Figure 2 shows a schematic side elevational view of the machine,

Figures

3a and 3b show in a vertical schematic section and in more detail in two different positions the most essential parts of the machine, namely the hood-shaped pressure chamber, the supporting plate, the base plate, and the heating means, Figure 4 shows diagramatically the pressure variations over the time in the two chambers during a working cycle, and Figure 5 shows diagramatically the intensity of the heating means (two groups) depending on the time in a working cycle.

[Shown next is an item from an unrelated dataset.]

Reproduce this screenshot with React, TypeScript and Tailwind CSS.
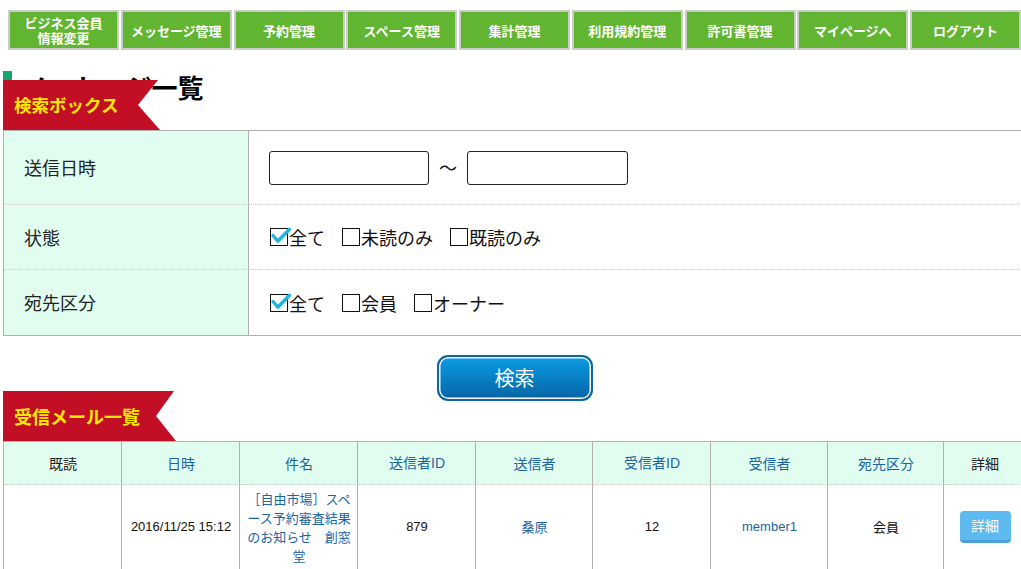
import React from "react";

const JP = "font-['Noto_Sans_CJK_JP',sans-serif]";
const NUM = "font-['Liberation_Sans','Noto_Sans_CJK_JP',sans-serif]";

const navItems: React.ReactNode[] = [
  <>ビジネス会員<br />情報変更</>,
  "メッセージ管理",
  "予約管理",
  "スペース管理",
  "集計管理",
  "利用規約管理",
  "許可書管理",
  "マイページへ",
  "ログアウト",
];

function Check({ checked }: { checked?: boolean }) {
  return (
    <svg width="19" height="20" viewBox="0 0 19 20" className="shrink-0 overflow-visible">
      <rect x="0.5" y="1.5" width="17" height="17" fill="white" stroke="#111" />
      {checked && (
        <path
          d="M3 8.5 L7.8 14.2 L19.5 2.2"
          fill="none"
          stroke="#22b4dc"
          strokeWidth="3.4"
          strokeLinecap="round"
          strokeLinejoin="round"
        />
      )}
    </svg>
  );
}

function Opt({ label, checked }: { label: string; checked?: boolean }) {
  return (
    <label className="flex items-center mr-[17px]">
      <Check checked={checked} />
      <span className="text-[18px] leading-[20px] text-[#111]">{label}</span>
    </label>
  );
}

function Ribbon({ w, tip }: { w: number; tip: number }) {
  return (
    <svg width={w} height="50" className="block" style={{ overflow: "visible" }}>
      <polygon points={`0,0 ${w - 2},0 ${tip},25 ${w},50 0,50`} fill="#c20f26" />
    </svg>
  );
}

const VLINE = "shadow-[inset_-1px_0_0_#b0b0b0]";
const HDOT = "border-b border-dotted border-[#c8c8c8]";

export default function App() {
  const headCells = [
    { t: "既読", blue: false },
    { t: "日時", blue: true },
    { t: "件名", blue: true },
    { t: "送信者ID", blue: true },
    { t: "送信者", blue: true },
    { t: "受信者ID", blue: true },
    { t: "受信者", blue: true },
    { t: "宛先区分", blue: true },
    { t: "詳細", blue: false },
  ];
  const bodyCell = `h-[85px] ${VLINE} ${HDOT} flex items-center justify-center text-[13px]`;
  return (
    <div className={`w-full h-[569px] overflow-hidden bg-white ${JP}`}>
      {/* nav */}
      <div className="flex gap-[1.75px] pl-[8px] pt-[10px] w-[1040px]">
        {navItems.map((n, i) => (
          <div
            key={i}
            className="w-[111px] h-[40px] shrink-0 bg-[#62b531] border-2 border-[#c9cfc6] flex items-center justify-center text-white font-bold text-[13px] leading-[15px] text-center"
          >
            <span>{n}</span>
          </div>
        ))}
      </div>

      <div className="ml-[3px] w-[1023px]">
        {/* heading + ribbon */}
        <div className="relative h-[59px] mt-[21px]">
          <div className="flex items-start">
            <div className="w-[9px] h-[9px] bg-[#14a870] shrink-0" />
            <div className="ml-[10px] mt-[1px] text-[26px] leading-[30px] font-bold text-black">
              メッセージ一覧
            </div>
          </div>
          <div className="absolute left-0 top-[9px] w-[160px] h-[50px]">
            <Ribbon w={157} tip={135} />
            <div className="absolute inset-0 flex items-center pl-[11px] text-[17.5px] font-bold text-[#ffe800] leading-none">
              検索ボックス
            </div>
          </div>
        </div>

        {/* search box */}
        <div className="grid grid-cols-[245px_1fr] border-t border-b border-l border-[#b0b0b0]">
          <div className={`h-[74px] bg-[#e1fdf0] ${VLINE} ${HDOT} flex items-center pl-[20px] text-[18px] text-[#222]`}>
            送信日時
          </div>
          <div className={`h-[74px] ${HDOT} flex items-center pl-[20px]`}>
            <div className="w-[160px] h-[34px] border border-[#222] rounded-[3px]" />
            <span className="mx-[10px] text-[18px] text-[#111]">～</span>
            <div className="w-[161px] h-[34px] border border-[#222] rounded-[3px]" />
          </div>

          <div className={`h-[65px] bg-[#e1fdf0] ${VLINE} ${HDOT} flex items-center pl-[20px] text-[18px] text-[#222]`}>
            状態
          </div>
          <div className={`h-[65px] ${HDOT} flex items-center pl-[21px]`}>
            <Opt label="全て" checked />
            <Opt label="未読のみ" />
            <Opt label="既読のみ" />
          </div>

          <div className={`h-[65px] bg-[#e1fdf0] ${VLINE} flex items-center pl-[20px] text-[18px] text-[#222]`}>
            宛先区分
          </div>
          <div className="h-[65px] flex items-center pl-[21px]">
            <Opt label="全て" checked />
            <Opt label="会員" />
            <Opt label="オーナー" />
          </div>
        </div>

        {/* search button */}
        <div className="flex justify-center mt-[19px]">
          <button className="w-[156px] h-[46px] rounded-[11px] border-2 border-[#0b68a6] bg-gradient-to-b from-[#0a9ce6] to-[#0865a5] shadow-[inset_0_0_0_1.5px_#ffffff] text-white text-[20px] leading-none flex items-center justify-center">
            検索
          </button>
        </div>

        {/* ribbon 2 */}
        <div className="relative w-[176px] h-[50px] -mt-[10px]">
          <Ribbon w={173} tip={153} />
          <div className="absolute inset-0 flex items-center pl-[11px] text-[18px] font-bold text-[#ffe800] leading-none">
            受信メール一覧
          </div>
        </div>

        {/* result table */}
        <div className="grid grid-cols-[118px_118px_118px_118px_117px_118px_117px_116px_1fr] border-t border-l border-[#b0b0b0]">
          {headCells.map((h, i) => (
            <div
              key={i}
              className={`h-[43px] bg-[#e1fdf0] ${VLINE} ${HDOT} flex items-center justify-center text-[14px] ${h.blue ? "text-[#1a64a0]" : "text-[#222]"}`}
            >
              <span className={h.t.includes("ID") ? NUM : ""}>{h.t}</span>
            </div>
          ))}

          <div className={bodyCell} />
          <div className={`${bodyCell} text-[#111] ${NUM}`}>2016/11/25 15:12</div>
          <div className={`${bodyCell} leading-[19px] text-[#1a64a0] text-center`}>
            <span>
              ［自由市場］スペ<br />ース予約審査結果<br />のお知らせ　創窓<br />堂
            </span>
          </div>
          <div className={`${bodyCell} text-[#111] ${NUM}`}>879</div>
          <div className={`${bodyCell} text-[#1a64a0]`}>桑原</div>
          <div className={`${bodyCell} text-[#111] ${NUM}`}>12</div>
          <div className={`${bodyCell} text-[#1a64a0] ${NUM}`}>member1</div>
          <div className={`${bodyCell} text-[#111]`}>会員</div>
          <div className={bodyCell}>
            <div className="w-[51px] h-[32px] rounded-[4px] bg-[#5cbaf1] border-b-[3px] border-[#4aa0d8] flex items-center justify-center text-white text-[14px]">
              詳細
            </div>
          </div>
        </div>
      </div>
    </div>
  );
}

In the drawings the machine is shown in use for lamination of a decorative layer of a hot stamping foil to a toilet- seat because when decorating ring-shaped parts like toilet- seats some special provisions are necessary with respect to the construction of the base plate. Nevertheless the basic construction of the machine is the same irrespective of the three-dimensional object to be decorated. The expression "three-dimensional object" shall always mean an object havinσ a thickness of at least several mm and a surface to be decorated which extends out of a plane, so that known rolling methods for application of a decorative layer cannot be used.

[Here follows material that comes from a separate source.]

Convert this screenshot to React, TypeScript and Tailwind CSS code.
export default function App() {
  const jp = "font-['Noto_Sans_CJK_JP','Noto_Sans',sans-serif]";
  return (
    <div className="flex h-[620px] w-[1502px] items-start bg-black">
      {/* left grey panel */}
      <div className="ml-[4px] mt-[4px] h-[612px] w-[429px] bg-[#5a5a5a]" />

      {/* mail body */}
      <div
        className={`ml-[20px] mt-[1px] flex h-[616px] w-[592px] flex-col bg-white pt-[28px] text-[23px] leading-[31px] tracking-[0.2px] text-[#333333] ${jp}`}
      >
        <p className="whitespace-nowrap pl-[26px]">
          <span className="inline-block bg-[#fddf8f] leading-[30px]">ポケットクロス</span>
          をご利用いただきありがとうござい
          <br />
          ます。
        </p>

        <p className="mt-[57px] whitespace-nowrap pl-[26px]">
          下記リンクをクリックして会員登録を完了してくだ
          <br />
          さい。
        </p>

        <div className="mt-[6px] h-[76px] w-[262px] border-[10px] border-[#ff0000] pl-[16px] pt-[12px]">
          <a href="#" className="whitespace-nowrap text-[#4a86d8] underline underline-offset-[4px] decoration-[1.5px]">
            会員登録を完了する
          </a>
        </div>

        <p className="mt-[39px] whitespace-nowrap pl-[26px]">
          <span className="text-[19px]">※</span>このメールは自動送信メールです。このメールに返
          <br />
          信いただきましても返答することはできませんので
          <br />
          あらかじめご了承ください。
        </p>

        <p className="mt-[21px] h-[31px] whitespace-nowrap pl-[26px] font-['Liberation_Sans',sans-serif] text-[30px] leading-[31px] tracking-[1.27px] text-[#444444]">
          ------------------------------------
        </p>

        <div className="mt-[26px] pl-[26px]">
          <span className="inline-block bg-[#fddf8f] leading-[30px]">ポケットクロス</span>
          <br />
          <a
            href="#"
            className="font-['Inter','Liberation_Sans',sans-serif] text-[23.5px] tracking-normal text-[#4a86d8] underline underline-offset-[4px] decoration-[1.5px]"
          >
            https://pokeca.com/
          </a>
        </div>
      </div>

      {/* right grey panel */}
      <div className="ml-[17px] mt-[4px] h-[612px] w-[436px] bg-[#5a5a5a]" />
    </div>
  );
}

As can be seen in the schematic representations of figures 1 and 2 the machine comprises a frame 1. In the upper part of the frame 1 there is mounted a hood-shaped pressure chamber 2 consisting from a top plate 2a and side walls 2b. As can be seen in the representations of figures 1 to 3 the lower edges of the side walls 2b of the pressure chamber 2 are all on the same level and bearing gaskets 3, the purpose of which will be described later on.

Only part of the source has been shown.